▸ **Challenge**
Without the pictures, return all of the material exactly as written.
>> Begin Available data
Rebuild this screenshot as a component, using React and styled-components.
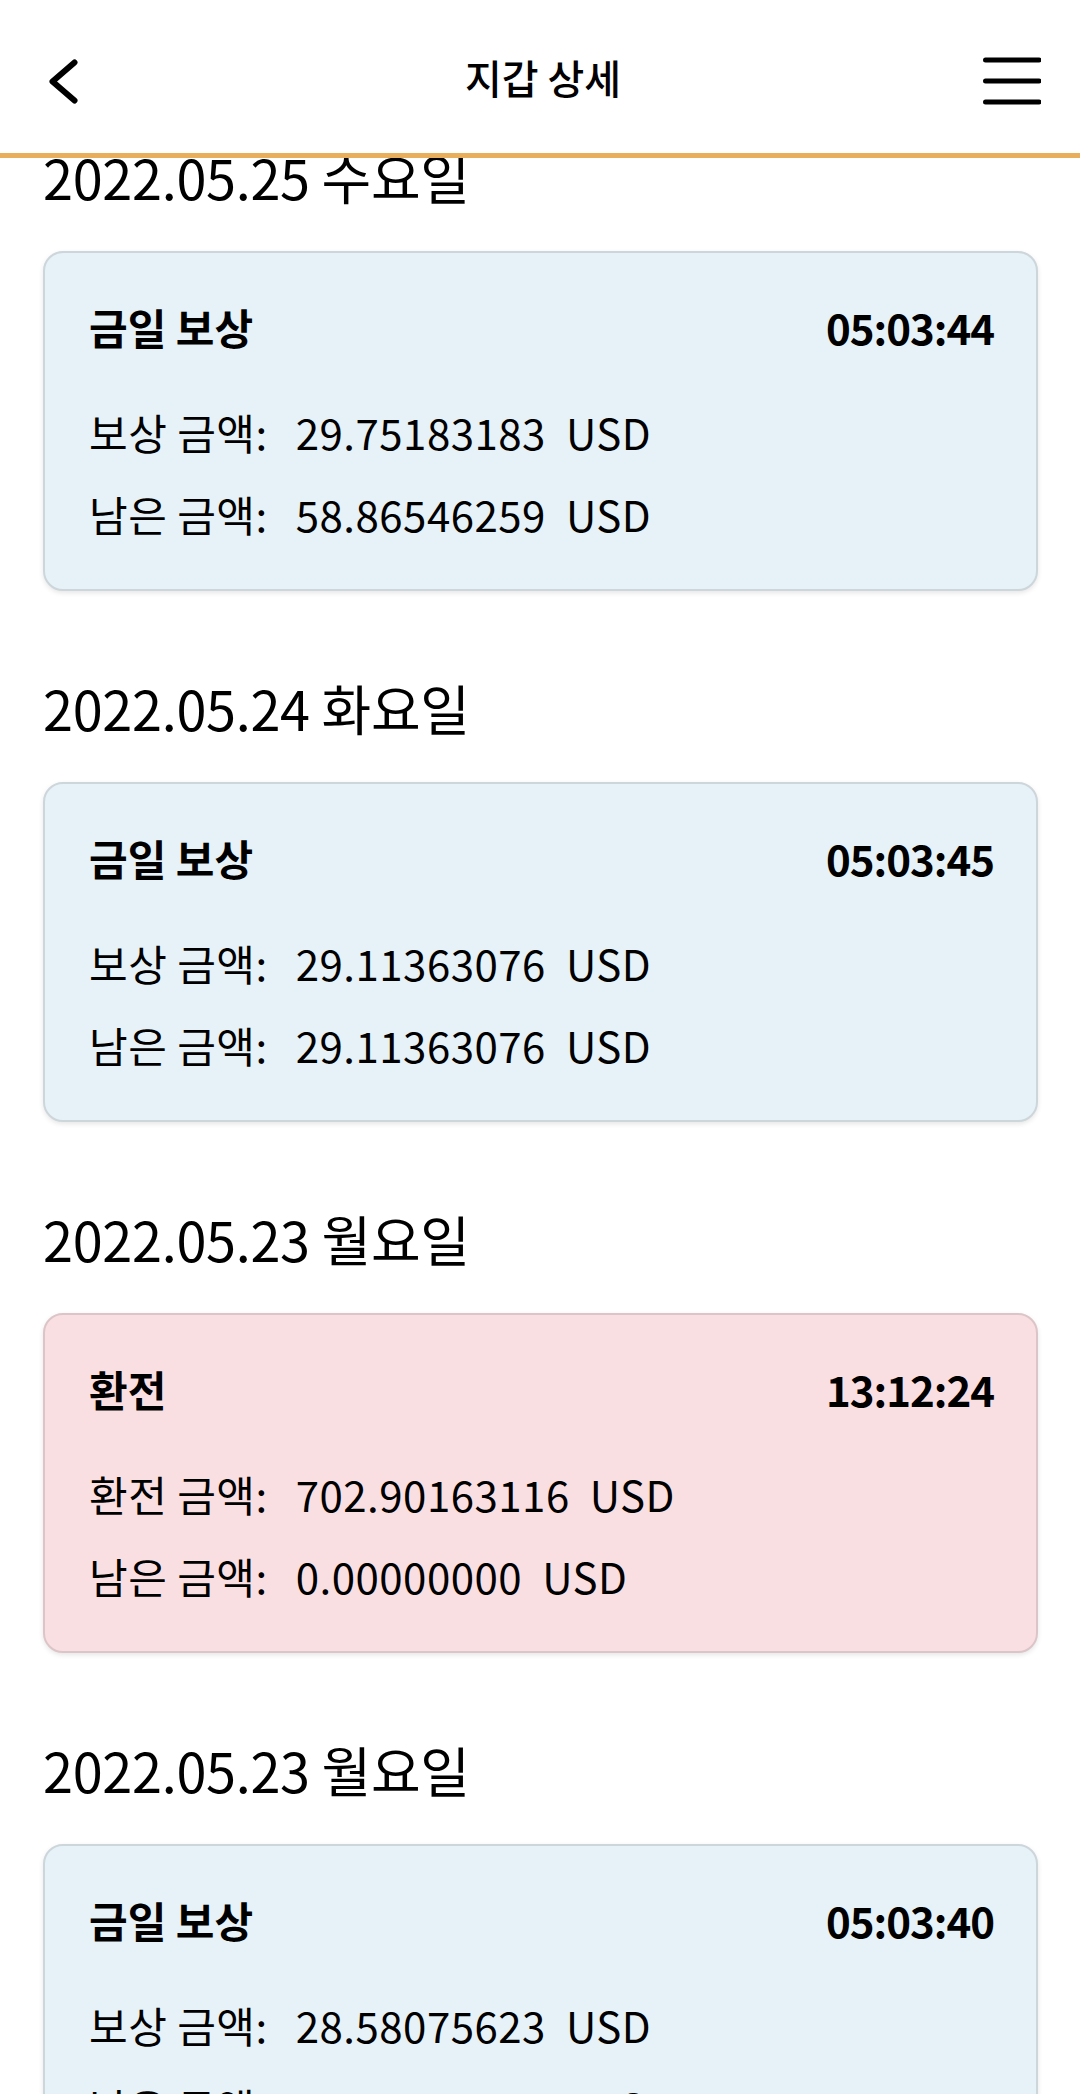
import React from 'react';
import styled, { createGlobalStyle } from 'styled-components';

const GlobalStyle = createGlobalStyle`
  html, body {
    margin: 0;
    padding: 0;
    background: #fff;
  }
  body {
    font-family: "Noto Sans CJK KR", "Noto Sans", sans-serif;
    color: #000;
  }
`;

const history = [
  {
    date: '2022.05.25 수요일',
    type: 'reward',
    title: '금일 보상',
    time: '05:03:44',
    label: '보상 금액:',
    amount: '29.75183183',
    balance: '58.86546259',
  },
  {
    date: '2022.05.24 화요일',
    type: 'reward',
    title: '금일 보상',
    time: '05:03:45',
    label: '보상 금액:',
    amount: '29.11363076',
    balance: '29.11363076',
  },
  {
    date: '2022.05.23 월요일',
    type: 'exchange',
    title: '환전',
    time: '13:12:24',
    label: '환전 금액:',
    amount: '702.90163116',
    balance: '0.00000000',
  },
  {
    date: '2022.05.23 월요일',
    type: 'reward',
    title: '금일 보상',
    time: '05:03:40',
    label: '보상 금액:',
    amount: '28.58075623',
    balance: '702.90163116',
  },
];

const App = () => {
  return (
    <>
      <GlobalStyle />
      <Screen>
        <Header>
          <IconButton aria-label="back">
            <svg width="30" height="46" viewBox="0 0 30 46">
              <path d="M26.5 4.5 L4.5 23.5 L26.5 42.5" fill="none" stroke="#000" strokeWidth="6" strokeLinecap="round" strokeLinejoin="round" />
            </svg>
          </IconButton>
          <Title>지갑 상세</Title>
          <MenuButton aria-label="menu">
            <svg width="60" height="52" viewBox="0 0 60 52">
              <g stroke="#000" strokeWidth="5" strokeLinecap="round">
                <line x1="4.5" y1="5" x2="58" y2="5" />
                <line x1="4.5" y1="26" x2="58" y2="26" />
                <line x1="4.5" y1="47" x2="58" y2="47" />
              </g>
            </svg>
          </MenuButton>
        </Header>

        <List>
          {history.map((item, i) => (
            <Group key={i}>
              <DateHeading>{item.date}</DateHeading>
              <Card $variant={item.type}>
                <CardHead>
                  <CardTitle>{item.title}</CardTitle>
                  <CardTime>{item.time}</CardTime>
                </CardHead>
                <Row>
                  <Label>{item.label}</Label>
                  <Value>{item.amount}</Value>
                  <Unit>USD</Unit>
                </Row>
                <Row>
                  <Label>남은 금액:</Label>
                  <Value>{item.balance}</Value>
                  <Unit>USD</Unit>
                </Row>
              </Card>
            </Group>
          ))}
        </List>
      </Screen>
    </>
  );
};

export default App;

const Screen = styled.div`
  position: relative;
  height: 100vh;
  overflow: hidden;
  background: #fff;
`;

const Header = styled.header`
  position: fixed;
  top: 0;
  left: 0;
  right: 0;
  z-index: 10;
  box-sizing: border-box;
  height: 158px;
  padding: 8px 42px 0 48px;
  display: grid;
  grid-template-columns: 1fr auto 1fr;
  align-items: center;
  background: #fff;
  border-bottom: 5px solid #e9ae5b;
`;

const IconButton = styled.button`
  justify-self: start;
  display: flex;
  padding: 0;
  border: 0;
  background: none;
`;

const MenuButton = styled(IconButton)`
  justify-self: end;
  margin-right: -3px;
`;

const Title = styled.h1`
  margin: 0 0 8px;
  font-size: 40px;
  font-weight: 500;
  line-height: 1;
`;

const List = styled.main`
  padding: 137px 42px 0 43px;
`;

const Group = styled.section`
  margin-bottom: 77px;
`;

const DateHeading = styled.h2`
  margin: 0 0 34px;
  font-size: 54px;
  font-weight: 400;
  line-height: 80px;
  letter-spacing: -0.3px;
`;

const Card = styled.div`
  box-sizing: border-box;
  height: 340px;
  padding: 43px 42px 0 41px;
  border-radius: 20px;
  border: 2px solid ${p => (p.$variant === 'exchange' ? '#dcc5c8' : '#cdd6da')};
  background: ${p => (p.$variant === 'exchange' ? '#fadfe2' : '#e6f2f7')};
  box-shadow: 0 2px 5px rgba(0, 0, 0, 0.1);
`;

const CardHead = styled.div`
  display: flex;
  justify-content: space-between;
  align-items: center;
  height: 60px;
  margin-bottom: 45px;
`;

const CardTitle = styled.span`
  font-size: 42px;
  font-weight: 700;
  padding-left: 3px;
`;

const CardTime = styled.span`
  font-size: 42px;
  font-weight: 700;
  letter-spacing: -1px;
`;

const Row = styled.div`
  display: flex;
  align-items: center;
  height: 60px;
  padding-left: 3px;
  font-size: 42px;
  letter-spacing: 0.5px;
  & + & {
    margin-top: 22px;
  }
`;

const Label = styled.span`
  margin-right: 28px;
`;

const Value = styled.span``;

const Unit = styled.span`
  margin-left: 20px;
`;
>> End Available data
▸ **Task solution**
Rebuild this screenshot as a component, using React and styled-components.
import React from 'react';
import styled, { createGlobalStyle } from 'styled-components';

const GlobalStyle = createGlobalStyle`
  html, body {
    margin: 0;
    padding: 0;
    background: #fff;
  }
  body {
    font-family: "Noto Sans CJK KR", "Noto Sans", sans-serif;
    color: #000;
  }
`;

const history = [
  {
    date: '2022.05.25 수요일',
    type: 'reward',
    title: '금일 보상',
    time: '05:03:44',
    label: '보상 금액:',
    amount: '29.75183183',
    balance: '58.86546259',
  },
  {
    date: '2022.05.24 화요일',
    type: 'reward',
    title: '금일 보상',
    time: '05:03:45',
    label: '보상 금액:',
    amount: '29.11363076',
    balance: '29.11363076',
  },
  {
    date: '2022.05.23 월요일',
    type: 'exchange',
    title: '환전',
    time: '13:12:24',
    label: '환전 금액:',
    amount: '702.90163116',
    balance: '0.00000000',
  },
  {
    date: '2022.05.23 월요일',
    type: 'reward',
    title: '금일 보상',
    time: '05:03:40',
    label: '보상 금액:',
    amount: '28.58075623',
    balance: '702.90163116',
  },
];

const App = () => {
  return (
    <>
      <GlobalStyle />
      <Screen>
        <Header>
          <IconButton aria-label="back">
            <svg width="30" height="46" viewBox="0 0 30 46">
              <path d="M26.5 4.5 L4.5 23.5 L26.5 42.5" fill="none" stroke="#000" strokeWidth="6" strokeLinecap="round" strokeLinejoin="round" />
            </svg>
          </IconButton>
          <Title>지갑 상세</Title>
          <MenuButton aria-label="menu">
            <svg width="60" height="52" viewBox="0 0 60 52">
              <g stroke="#000" strokeWidth="5" strokeLinecap="round">
                <line x1="4.5" y1="5" x2="58" y2="5" />
                <line x1="4.5" y1="26" x2="58" y2="26" />
                <line x1="4.5" y1="47" x2="58" y2="47" />
              </g>
            </svg>
          </MenuButton>
        </Header>

        <List>
          {history.map((item, i) => (
            <Group key={i}>
              <DateHeading>{item.date}</DateHeading>
              <Card $variant={item.type}>
                <CardHead>
                  <CardTitle>{item.title}</CardTitle>
                  <CardTime>{item.time}</CardTime>
                </CardHead>
                <Row>
                  <Label>{item.label}</Label>
                  <Value>{item.amount}</Value>
                  <Unit>USD</Unit>
                </Row>
                <Row>
                  <Label>남은 금액:</Label>
                  <Value>{item.balance}</Value>
                  <Unit>USD</Unit>
                </Row>
              </Card>
            </Group>
          ))}
        </List>
      </Screen>
    </>
  );
};

export default App;

const Screen = styled.div`
  position: relative;
  height: 100vh;
  overflow: hidden;
  background: #fff;
`;

const Header = styled.header`
  position: fixed;
  top: 0;
  left: 0;
  right: 0;
  z-index: 10;
  box-sizing: border-box;
  height: 158px;
  padding: 8px 42px 0 48px;
  display: grid;
  grid-template-columns: 1fr auto 1fr;
  align-items: center;
  background: #fff;
  border-bottom: 5px solid #e9ae5b;
`;

const IconButton = styled.button`
  justify-self: start;
  display: flex;
  padding: 0;
  border: 0;
  background: none;
`;

const MenuButton = styled(IconButton)`
  justify-self: end;
  margin-right: -3px;
`;

const Title = styled.h1`
  margin: 0 0 8px;
  font-size: 40px;
  font-weight: 500;
  line-height: 1;
`;

const List = styled.main`
  padding: 137px 42px 0 43px;
`;

const Group = styled.section`
  margin-bottom: 77px;
`;

const DateHeading = styled.h2`
  margin: 0 0 34px;
  font-size: 54px;
  font-weight: 400;
  line-height: 80px;
  letter-spacing: -0.3px;
`;

const Card = styled.div`
  box-sizing: border-box;
  height: 340px;
  padding: 43px 42px 0 41px;
  border-radius: 20px;
  border: 2px solid ${p => (p.$variant === 'exchange' ? '#dcc5c8' : '#cdd6da')};
  background: ${p => (p.$variant === 'exchange' ? '#fadfe2' : '#e6f2f7')};
  box-shadow: 0 2px 5px rgba(0, 0, 0, 0.1);
`;

const CardHead = styled.div`
  display: flex;
  justify-content: space-between;
  align-items: center;
  height: 60px;
  margin-bottom: 45px;
`;

const CardTitle = styled.span`
  font-size: 42px;
  font-weight: 700;
  padding-left: 3px;
`;

const CardTime = styled.span`
  font-size: 42px;
  font-weight: 700;
  letter-spacing: -1px;
`;

const Row = styled.div`
  display: flex;
  align-items: center;
  height: 60px;
  padding-left: 3px;
  font-size: 42px;
  letter-spacing: 0.5px;
  & + & {
    margin-top: 22px;
  }
`;

const Label = styled.span`
  margin-right: 28px;
`;

const Value = styled.span``;

const Unit = styled.span`
  margin-left: 20px;
`;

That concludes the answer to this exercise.